Another take on physician practice merger due diligence

By now the merger committee has the due diligence process underway. The merger team has been interviewed and assembled. The initial funding for this due diligence process has been estimated and funded. The treasurer responsibilities have been assigned for reporting of these premerger costs. The merger committee has established its methodology for communications and established a meeting schedule for the committee as well as the merging entities. Individual physician members have been interviewed or surveyed in reference to the benefits they hope to derive from the merger as well as any issues, which are of concern for them. The merger facilitator has compiled this information and communicated it to the merger committee, which is utilizing this information to not only assess the viability of continuing with the merger but hopefully to develop its vision or mission statement. The committee has drafted and executed a letter of intent in reference to the merger, which outlines basic responsibilities for everyone. The information requests have been sent to each merging entity with instructions and timelines for submission. The committee is scheduled to complete the assessment of premerger legal issues in reference to the merger and will be reviewing possible organizational structure options with legal counsel and the CPA. As information begins to be assembled, the merger committee will prioritize the common deal killers to be addressed early on in the due diligence process.
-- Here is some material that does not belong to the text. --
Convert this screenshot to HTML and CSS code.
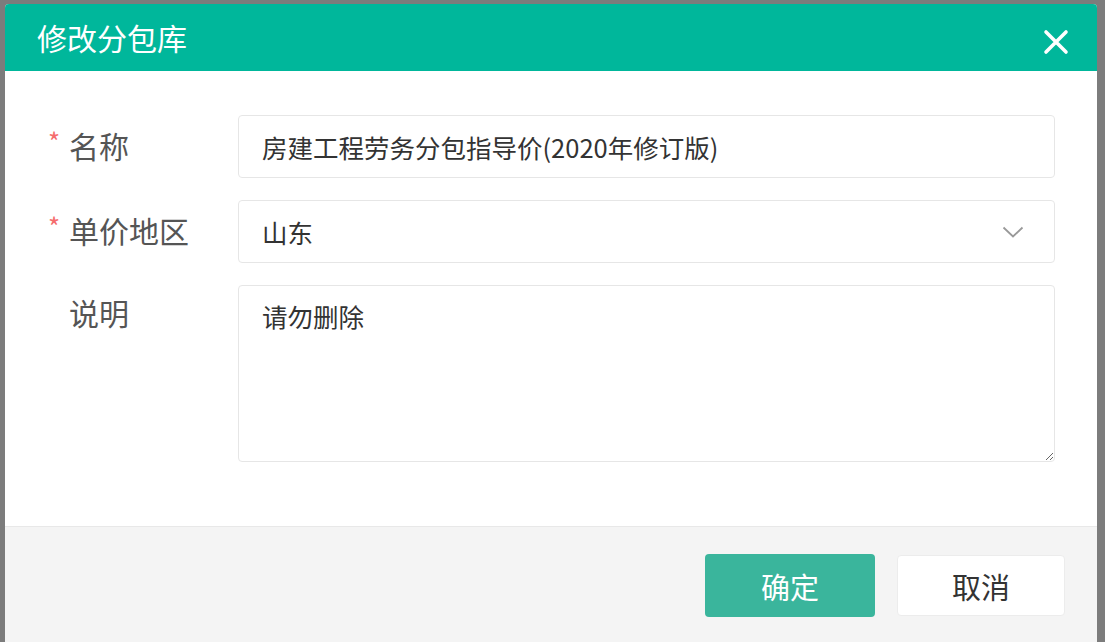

The issues incident to a merger are for the most part very similar, regardless of the number of physicians or merging groups. However, the greater the number of entities that are party to a merger, the more difficult, costly, political and lengthy the merger process will be. When more parties are involved, it requires getting resolution on more issues by more decision-makers.

The merger committee must take this into consideration during the due diligence process. For example, it might appear to be very beneficial and even seem practical to merge six practices at one time. However, close scrutiny should be made as to what this will do to the complexity of the merger, the reasonableness of doing this all at once and the significant change in culture that will occur. It may be more advisable to take the two or three medical practices which share the most common culture and important attributes to be the first entities merged with the other medical practices being merged in at an agreed upon later date. The merger model established with the initial practices helps facilitate the latter mergers, which can be more difficult if there are more significant differences between the groups. This is an option, which the merger committee must always consider. Sometimes it can be too daunting of a task for management and the merger team to facilitate a merger of numerous groups all at once. Another option that is available to the merger committee in these types of situations is the ability to negotiate and execute the merger for a large number of groups; however, the actual implementation and consolidation of operations occurs over an extended period of time.

The merger of your practices may be very practical and offer some extremely attractive benefits; however, as we have stated several times, this is a very complex process and the critical issue of completing a thorough due diligence process rests solely upon the merger committee’s shoulders. If your merger committee members are not truly prepared to invest the time, money and effort into this due diligence process, your chances of seeing a successful merger are very, very slim. Never discount the importance of writing and continuously reviewing your vision statement to keep the merger process on track and focused toward the benefit that started the process initially.